Work to complete - Transcribe every line from the top down to the line with "const gear = gearPath(105, 91)", both ends included, but not the pictures.

══ Information shown ══

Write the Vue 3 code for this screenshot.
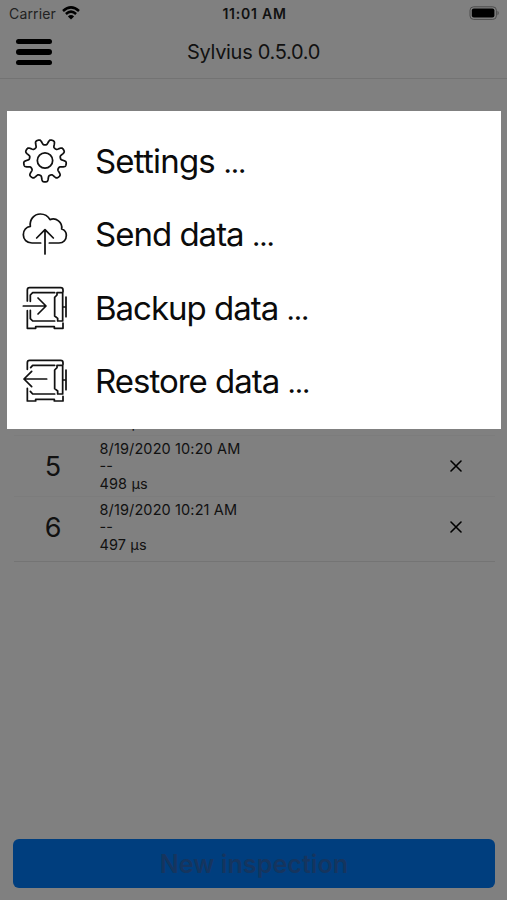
<script setup>
const rows = [
  { n: 5, date: '8/19/2020 10:20 AM', value: '498 µs' },
  { n: 6, date: '8/19/2020 10:21 AM', value: '497 µs' },
]

// Outline of a nine-toothed gear with rounded teeth, one tooth pointing down.
function gearPath(cx, cy) {
  const points = []
  for (let i = 0; i < 360; i++) {
    const a = (i * Math.PI) / 180
    const r = 55.5 + 8.8 * Math.tanh(2 * Math.cos(9 * a)) / Math.tanh(2)
    points.push((cx + r * Math.sin(a)).toFixed(1) + ' ' + (cy + r * Math.cos(a)).toFixed(1))
  }
  return 'M' + points.join('L') + 'Z'
}
const gear = gearPath(105, 91)

const items = [
  {
    key: 'settings', label: 'Settings', box: '36 23.5 138 138',
    paths: [gear, 'M128 91a23 23 0 1 1-46 0a23 23 0 1 1 46 0Z'],
  },
  {
    key: 'send', label: 'Send data', box: '36 34 138 138',
    paths: [
      'M92 130H66C50 130 40 119 40 105C40 92 49 82 61 80C58 60 72 43 91 43C104 43 114 49 120 60C138 53 158 67 155 88C164 91 169 98 169 107C169 121 160 130 147 130H118',
      'M105 163V91M80 115L105 90L130 115',
    ],
  },
  {
    key: 'backup', label: 'Backup data', box: '36 29 138 138',
    paths: [
      'M52 77V44Q52 37 59 37H152Q159 37 159 44V49M52 106V159H77V154H133V159H159V143',
      'M61 78V59L68 52H134M61 105V130L68 137H134',
      'M141 52H158V137H143V129L134 122V66L141 59ZM168 65V124M159 95H168',
      'M40 92H107M84 68L108 92L84 116',
    ],
  },
  {
    key: 'restore', label: 'Restore data', box: '36 30 138 138',
    paths: [
      'M52 64V44Q52 37 59 37H152Q159 37 159 44V49M52 121V159H77V154H133V159H159V145',
      'M62 59L68 52H134M61 130L68 138H134',
      'M141 52H158V138H143V129L134 122V66L141 59ZM168 66V125M159 96H168',
      'M110 93H42M65 70L42 93L65 116',
    ],
  },
]
</script>

<template>
  <div class="screen">
    <header class="status">
      <div class="carrier">
        <span class="carrier-name">Carrier</span>
        <svg class="wifi" viewBox="0 0 18 14">
          <path d="M1 5Q9-2.2 17 5M3.9 8Q9 3.3 14.1 8" />
          <path class="dot" d="M9 13.5L5.9 10.4Q9 7.8 12.1 10.4Z" />
        </svg>
      </div>
      <span class="time">11:01 AM</span>
      <svg class="battery" viewBox="0 0 31 14">
        <rect class="case" x="1" y=".8" width="26.4" height="12.6" rx="3.6" />
        <rect x="2.8" y="2.5" width="22.6" height="9" rx="2" />
        <path class="tip" d="M28.5 4.8Q31 7 28.5 9.4Z" />
      </svg>
    </header>
    <nav class="navbar">
      <div class="burger"><i></i><i></i><i></i></div>
      <h1 class="title">Sylvius 0.5.0.0</h1>
    </nav>
    <main class="list">
      <div class="row first">
        <div class="details"><span>498 µs</span></div>
      </div>
      <div v-for="row in rows" :key="row.n" class="row">
        <span class="number">{{ row.n }}</span>
        <div class="details">
          <span class="date">{{ row.date }}</span>
          <span>--</span>
          <span>{{ row.value }}</span>
        </div>
        <svg class="close" viewBox="0 0 12 12"><path d="M1 1L11 11M11 1L1 11" /></svg>
      </div>
    </main>
    <footer class="footer"><button class="new">New inspection</button></footer>
    <div class="menu">
      <div v-for="item in items" :key="item.key" class="item">
        <svg class="icon" :viewBox="item.box"><path v-for="d in item.paths" :key="d" :d="d" /></svg>
        <span :class="['label', item.key]">{{ item.label }} <span class="dots">...</span></span>
      </div>
    </div>
  </div>
</template>

<style>
body { margin: 0; background: #808080; }
</style>

<style scoped>
.screen {
  position: relative;
  display: flex;
  flex-direction: column;
  width: 507px;
  height: 900px;
  overflow: hidden;
  background: #808080;
  color: #111;
  font-family: Inter, "Liberation Sans", sans-serif;
}
.status {
  display: grid;
  grid-template-columns: 1fr auto 1fr;
  align-items: center;
  box-sizing: border-box;
  height: 27px;
  padding: 0 7px 0 9px;
  font-size: 14px;
}
.carrier { display: flex; align-items: center; gap: 6px; }
.carrier-name { letter-spacing: .15px; color: #222; }
.wifi { width: 18px; height: 14px; margin-top: -2px; fill: none; stroke: #000; stroke-width: 2.5; }
.wifi .dot { fill: #000; stroke: none; }
.time { font-weight: 600; font-size: 14px; letter-spacing: .75px; }
.battery { width: 31px; height: 14px; margin-top: -1px; justify-self: end; }
.battery .case { fill: none; stroke: #4c4c4c; stroke-width: 1; }
.battery .tip { fill: #4c4c4c; }
.navbar {
  display: grid;
  grid-template-columns: 53px 1fr 53px;
  align-items: center;
  box-sizing: border-box;
  height: 52px;
  border-bottom: 1px solid #737373;
}
.burger { display: flex; flex-direction: column; gap: 5px; padding: 0 1px 1px 15.5px; }
.burger i { height: 5.5px; border-radius: 3px; background: #000; }
.title {
  margin: 0 0 1px;
  text-align: center;
  font-size: 20px;
  font-weight: 400;
  letter-spacing: -.3px;
}
.list { flex: 1; padding: 333px 12px 0 14px; }
.row {
  display: grid;
  grid-template-columns: 78px 1fr 76px;
  align-items: center;
  box-sizing: border-box;
  height: 61px;
  padding-left: 8px;
  border-bottom: 1px solid #7c7c7c;
}
.row.first {
  grid-template-columns: 1fr;
  height: 24px;
  padding: 0 0 2px 86px;
}
.row:last-child { height: 65px; padding-bottom: 4px; border-color: #747474; }
.number { width: 62px; text-align: center; font-size: 27px; }
.details {
  display: flex;
  flex-direction: column;
  margin-left: -.5px;
  font-size: 14.5px;
  line-height: 17.5px;
  letter-spacing: .12px;
}
.close { width: 12px; height: 12px; margin-left: 31px; fill: none; stroke: #000; stroke-width: 1.6; stroke-linecap: round; }
.footer { padding: 0 12px 12px 13px; }
.new {
  display: block;
  width: 100%;
  height: 49px;
  padding: 0;
  border: 0;
  border-radius: 6px;
  background: #003e7e;
  color: #15355f;
  font: 600 25px Inter, "Liberation Sans", sans-serif;
  letter-spacing: .1px;
}
.menu {
  position: absolute;
  left: 7px;
  top: 111px;
  box-sizing: border-box;
  width: 494px;
  height: 317.5px;
  padding: 13.3px 15px;
  background: #fff;
}
.item { display: flex; align-items: center; height: 73.33px; gap: 27px; }
.icon {
  flex: none;
  width: 46px;
  height: 46px;
  fill: none;
  stroke: #111;
  stroke-width: 5.2;
  stroke-linecap: round;
  stroke-linejoin: round;
}
.label { font-size: 33px; line-height: 40px; white-space: nowrap; color: #0b0b0b; letter-spacing: -1px; }
.label.settings { letter-spacing: -.8px; }
.label .dots { font-size: 29px; line-height: 0; letter-spacing: -1.1px; }
</style>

═══

Written answer -
Write the Vue 3 code for this screenshot.
<script setup>
const rows = [
  { n: 5, date: '8/19/2020 10:20 AM', value: '498 µs' },
  { n: 6, date: '8/19/2020 10:21 AM', value: '497 µs' },
]

// Outline of a nine-toothed gear with rounded teeth, one tooth pointing down.
function gearPath(cx, cy) {
  const points = []
  for (let i = 0; i < 360; i++) {
    const a = (i * Math.PI) / 180
    const r = 55.5 + 8.8 * Math.tanh(2 * Math.cos(9 * a)) / Math.tanh(2)
    points.push((cx + r * Math.sin(a)).toFixed(1) + ' ' + (cy + r * Math.cos(a)).toFixed(1))
  }
  return 'M' + points.join('L') + 'Z'
}
const gear = gearPath(105, 91)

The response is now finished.